Written and drawn by Reneé French

Nov 03, 2010 Web Exclusive Bookmark and Share


Deservedly back in print after several years, Reneé French’s The Ticking is damned clever and well done. There’s a certain fragility in both the art and the story that belie reader expectations: a deformed boy whose mother passes in childbirth could be played so many ways, most of them poorly and stereotypically. French powerfully stokes emotions both wistful and awestruck in depicting the mostly quiet, and mostly mundane, moments in the life of Edison Steelhead.

Raised on an island with only his father for company (and, later on, also with a monkey), Edison has an eye for detail and a talent for drawing, through which he shares the things he finds fascinating: bugs, geoducks (a particularly disgusting-looking clam), body parts, and his father’s scar. It seems Calvin Steelhead was raised in isolation on this island as well, and for the same reason as he’s sequestering his son, but eventually had an operation (or perhaps many) to correct his frog-like eye socket placement.

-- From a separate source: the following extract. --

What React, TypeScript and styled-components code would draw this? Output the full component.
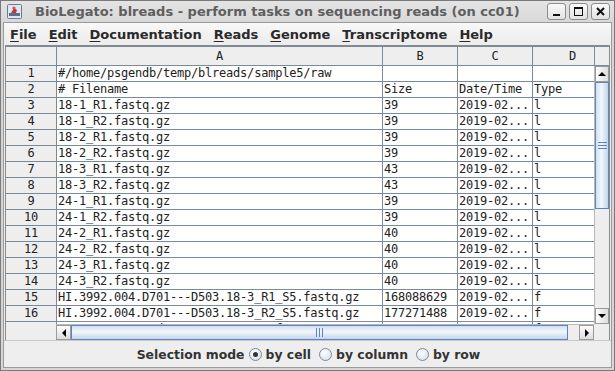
import React from 'react';
import styled, { createGlobalStyle } from 'styled-components';

const Global = createGlobalStyle`
  html, body { margin: 0; padding: 0; width: 615px; height: 371px; overflow: hidden; background: #eeeeee; }
  * { box-sizing: border-box; }
`;

const Window = styled.div`
  width: 615px;
  height: 371px;
  display: flex;
  flex-direction: column;
  background: #d6d6d6;
  border: 1px solid #7a7a7a;
`;

const TitleBar = styled.div`
  height: 21px;
  display: flex;
  align-items: center;
  padding: 0 4px 0 6px;
  background: linear-gradient(#e4e4e4, #d8d8d8);
`;

const Title = styled.div`
  flex: 1;
  margin-left: 13px;
  font: bold 13px "DejaVu Sans", sans-serif;
  color: #5e5e5e;
  white-space: nowrap;
`;

const WinButtons = styled.div`
  display: flex;
  gap: 3px;
`;

const WinButton = styled.div`
  width: 19px;
  height: 17px;
  border: 1px solid #8d8d8d;
  border-radius: 3px;
  background: linear-gradient(#fafafa, #e2e2e2);
  display: flex;
  align-items: center;
  justify-content: center;
`;

const Inner = styled.div`
  flex: 1;
  display: flex;
  flex-direction: column;
  margin: 0 2px 2px 2px;
  border: 1px solid #9a9a9a;
  background: #eeeeee;
  min-height: 0;
`;

const MenuBar = styled.div`
  height: 22px;
  display: flex;
  align-items: center;
  padding-left: 0;
  background: linear-gradient(#f8f8f8, #ececec);
`;

const MenuItem = styled.div`
  font: bold 13px "DejaVu Sans", sans-serif;
  color: #2a2a2a;
  padding: 0 6px;
  white-space: nowrap;
  u { text-decoration: underline; text-underline-offset: 2px; }
`;

const TableArea = styled.div`
  flex: 1;
  min-height: 0;
  margin: 0 1px 0 1px;
  display: grid;
  grid-template-columns: 50px 1fr 15px;
  grid-template-rows: 20px 1fr 16px;
  border: 1px solid #8a8a8a;
  border-bottom: none;
  background: #eeeeee;
`;

const Corner = styled.div<{ $left?: boolean }>`
  background: #eeeeee;
  border-top: 1px solid #7a8a99;
  border-bottom: 1px solid #7a8a99;
  border-left: ${p => (p.$left ? '1px solid #7a8a99' : 'none')};
`;

const mono = `
  font-family: "DejaVu Sans Mono", monospace;
  font-size: 12px;
  letter-spacing: -0.22px;
  color: #222;
`;

const HeaderViewport = styled.div`
  overflow: hidden;
  display: flex;
  border-top: 1px solid #7a8a99;
  border-bottom: 1px solid #7a8a99;
`;

const HeaderCell = styled.div<{ $w: number }>`
  flex: 0 0 ${p => p.$w}px;
  border-left: 1px solid #7a8a99;
  display: flex;
  align-items: center;
  justify-content: center;
  ${mono}
`;

const RowHeaderCol = styled.div`
  overflow: hidden;
  display: flex;
  flex-direction: column;
`;

const RowNum = styled.div`
  flex: 0 0 16px;
  height: 16px;
  border-bottom: 1px solid #7a8a99;
  display: flex;
  align-items: center;
  justify-content: center;
  line-height: 15px;
  ${mono}
`;

const BodyViewport = styled.div`
  overflow: hidden;
  background: #ffffff;
  display: flex;
  flex-direction: column;
`;

const Row = styled.div`
  flex: 0 0 16px;
  display: flex;
`;

const Cell = styled.div<{ $w: number }>`
  flex: 0 0 ${p => p.$w}px;
  height: 16px;
  border-left: 1px solid #7a8a99;
  border-bottom: 1px solid #7a8a99;
  padding-left: 1px;
  line-height: 15px;
  white-space: nowrap;
  overflow: hidden;
  ${mono}
`;

const VScroll = styled.div`
  display: flex;
  flex-direction: column;
  background: #eeeeee;
  border-left: 1px solid #b8b8b8;
`;

const ArrowBtn = styled.div<{ $h?: boolean }>`
  flex: 0 0 ${p => (p.$h ? 'auto' : '16px')};
  width: ${p => (p.$h ? '15px' : 'auto')};
  background: linear-gradient(${p => (p.$h ? '180deg' : '90deg')}, #fdfdfd, #dcdcdc);
  border: 1px solid #9a9a9a;
  display: flex;
  align-items: center;
  justify-content: center;
`;

const Track = styled.div<{ $h?: boolean }>`
  flex: 1;
  display: flex;
  flex-direction: ${p => (p.$h ? 'row' : 'column')};
  background: #eeeeee;
`;

const Thumb = styled.div<{ $h?: boolean }>`
  border: 1px solid #6382bf;
  background: ${p =>
    p.$h
      ? 'linear-gradient(180deg, #cfe0f3, #f2f7fc 45%, #c1d6ee)'
      : 'linear-gradient(90deg, #cfe0f3, #f2f7fc 45%, #c1d6ee)'};
  display: flex;
  align-items: center;
  justify-content: center;
`;

const HScroll = styled.div`
  display: flex;
  background: #eeeeee;
  border-top: 1px solid #b8b8b8;
`;

const BottomCorner = styled.div`
  background: #eeeeee;
`;

const BottomPanel = styled.div`
  height: 27px;
  display: flex;
  align-items: center;
  justify-content: center;
  padding-left: 2px;
  border-top: 1px solid #c8c8c8;
  font: bold 12.4px "DejaVu Sans", sans-serif;
  color: #333;
`;

const ModeLabel = styled.span`
  margin-right: 4px;
`;

const RadioLabel = styled.label<{ $first?: boolean }>`
  display: flex;
  align-items: center;
  gap: 4px;
  margin-left: ${p => (p.$first ? '0' : '8px')};
`;

const RadioCircle = styled.span<{ $on?: boolean }>`
  width: 13px;
  height: 13px;
  border-radius: 50%;
  border: 1px solid #7a8a99;
  background: radial-gradient(circle at 40% 35%, #ffffff, #d4e2f0 80%);
  display: inline-flex;
  align-items: center;
  justify-content: center;
  &::after {
    content: '';
    display: ${p => (p.$on ? 'block' : 'none')};
    width: 5px;
    height: 5px;
    border-radius: 50%;
    background: #333;
  }
`;

const colW = [326, 75, 75, 80];

const rows: string[][] = [
  ['#/home/psgendb/temp/blreads/sample5/raw', '', '', ''],
  ['# Filename', 'Size', 'Date/Time', 'Type'],
  ['18-1_R1.fastq.gz', '39', '2019-02...', 'l'],
  ['18-1_R2.fastq.gz', '39', '2019-02...', 'l'],
  ['18-2_R1.fastq.gz', '39', '2019-02...', 'l'],
  ['18-2_R2.fastq.gz', '39', '2019-02...', 'l'],
  ['18-3_R1.fastq.gz', '43', '2019-02...', 'l'],
  ['18-3_R2.fastq.gz', '43', '2019-02...', 'l'],
  ['24-1_R1.fastq.gz', '39', '2019-02...', 'l'],
  ['24-1_R2.fastq.gz', '39', '2019-02...', 'l'],
  ['24-2_R1.fastq.gz', '40', '2019-02...', 'l'],
  ['24-2_R2.fastq.gz', '40', '2019-02...', 'l'],
  ['24-3_R1.fastq.gz', '40', '2019-02...', 'l'],
  ['24-3_R2.fastq.gz', '40', '2019-02...', 'l'],
  ['HI.3992.004.D701---D503.18-3_R1_S5.fastq.gz', '168088629', '2019-02...', 'f'],
  ['HI.3992.004.D701---D503.18-3_R2_S5.fastq.gz', '177271488', '2019-02...', 'f'],
  ['HI.3992.004.Index_1.18-1_R1_S5.fastq.gz', '183257703', '2019-02...', 'f'],
];

const menus = [
  ['F', 'ile'],
  ['E', 'dit'],
  ['D', 'ocumentation'],
  ['R', 'eads'],
  ['G', 'enome'],
  ['T', 'ranscriptome'],
  ['H', 'elp'],
];

const Tri = ({ dir }: { dir: 'up' | 'down' | 'left' | 'right' }) => {
  const pts = {
    up: '0,4 4,0 8,4',
    down: '0,0 8,0 4,4',
    left: '4,0 4,8 0,4',
    right: '0,0 0,8 4,4',
  }[dir];
  const vert = dir === 'up' || dir === 'down';
  return (
    <svg width={vert ? 8 : 4} height={vert ? 4 : 8} viewBox={vert ? '0 0 8 4' : '0 0 4 8'}>
      <polygon points={pts} fill="#000" />
    </svg>
  );
};

const Grip = ({ h }: { h?: boolean }) =>
  h ? (
    <svg width="7" height="9">
      <g stroke="#6382bf" strokeWidth="1">
        <line x1="0.5" y1="0" x2="0.5" y2="9" />
        <line x1="3.5" y1="0" x2="3.5" y2="9" />
        <line x1="6.5" y1="0" x2="6.5" y2="9" />
      </g>
    </svg>
  ) : (
    <svg width="9" height="7">
      <g stroke="#6382bf" strokeWidth="1">
        <line x1="0" y1="0.5" x2="9" y2="0.5" />
        <line x1="0" y1="3.5" x2="9" y2="3.5" />
        <line x1="0" y1="6.5" x2="9" y2="6.5" />
      </g>
    </svg>
  );

const AppIcon = () => (
  <svg width="15" height="15" viewBox="0 0 15 15">
    <rect x="0.5" y="0.5" width="14" height="14" rx="1" fill="#dfe6ef" stroke="#6a7c90" />
    <rect x="2" y="9" width="11" height="3" fill="#5a6f86" />
    <path d="M4 9 L7 4 L10 6 L9 9 Z" fill="#c8323c" />
    <circle cx="7" cy="4" r="1.6" fill="#e04a50" />
  </svg>
);

export default function App() {
  return (
    <>
      <Global />
      <Window>
        <TitleBar>
          <AppIcon />
          <Title>BioLegato: blreads - perform tasks on sequencing reads (on cc01)</Title>
          <WinButtons>
            <WinButton>
              <svg width="9" height="9">
                <rect x="1" y="7" width="7" height="2" fill="#111" />
              </svg>
            </WinButton>
            <WinButton>
              <svg width="9" height="9">
                <rect x="0.5" y="0.5" width="8" height="8" fill="none" stroke="#111" />
                <rect x="0.5" y="0.5" width="8" height="1.5" fill="#111" />
              </svg>
            </WinButton>
            <WinButton>
              <svg width="9" height="9">
                <path d="M1 1 L8 8 M8 1 L1 8" stroke="#111" strokeWidth="2" />
              </svg>
            </WinButton>
          </WinButtons>
        </TitleBar>
        <Inner>
          <MenuBar>
            {menus.map(([a, b]) => (
              <MenuItem key={a + b}>
                <u>{a}</u>
                {b}
              </MenuItem>
            ))}
          </MenuBar>
          <TableArea>
            <Corner />
            <HeaderViewport>
              {['A', 'B', 'C', 'D'].map((c, i) => (
                <HeaderCell key={c} $w={colW[i]}>
                  {c}
                </HeaderCell>
              ))}
            </HeaderViewport>
            <Corner $left />
            <RowHeaderCol>
              {rows.map((_, i) => (
                <RowNum key={i}>{i + 1}</RowNum>
              ))}
            </RowHeaderCol>
            <BodyViewport>
              {rows.map((r, i) => (
                <Row key={i}>
                  {r.map((v, j) => (
                    <Cell key={j} $w={colW[j]}>
                      {v}
                    </Cell>
                  ))}
                </Row>
              ))}
            </BodyViewport>
            <VScroll>
              <ArrowBtn>
                <Tri dir="up" />
              </ArrowBtn>
              <Track>
                <Thumb style={{ height: 127 }}>
                  <Grip />
                </Thumb>
              </Track>
              <ArrowBtn>
                <Tri dir="down" />
              </ArrowBtn>
            </VScroll>
            <BottomCorner />
            <HScroll>
              <ArrowBtn $h>
                <Tri dir="left" />
              </ArrowBtn>
              <Track $h>
                <Thumb $h style={{ width: 497 }}>
                  <Grip h />
                </Thumb>
              </Track>
              <ArrowBtn $h>
                <Tri dir="right" />
              </ArrowBtn>
            </HScroll>
            <BottomCorner />
          </TableArea>
          <BottomPanel>
            <ModeLabel>Selection mode</ModeLabel>
            <RadioLabel $first>
              <RadioCircle $on />
              by cell
            </RadioLabel>
            <RadioLabel>
              <RadioCircle />
              by column
            </RadioLabel>
            <RadioLabel>
              <RadioCircle />
              by row
            </RadioLabel>
          </BottomPanel>
        </Inner>
      </Window>
    </>
  );
}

The boy is made of sturdier stuff and refuses an operation. He even leaves the island to face the world; the lack of fireworks at his doing so is part of what helps sell the book and perhaps makes a point about the nature of being different.

French creates an aesthetic of loneliness even through the panel work, with each page generally holding a mere one or two story panels; the abundant white space complements the quiet and almost looking-through-a-peephole feeling of the narrative. Only Edison’s artwork is of a larger scale, which holds the blank space of the margins at bay and conveys the importance of his drawings, beyond even what the art itself holds.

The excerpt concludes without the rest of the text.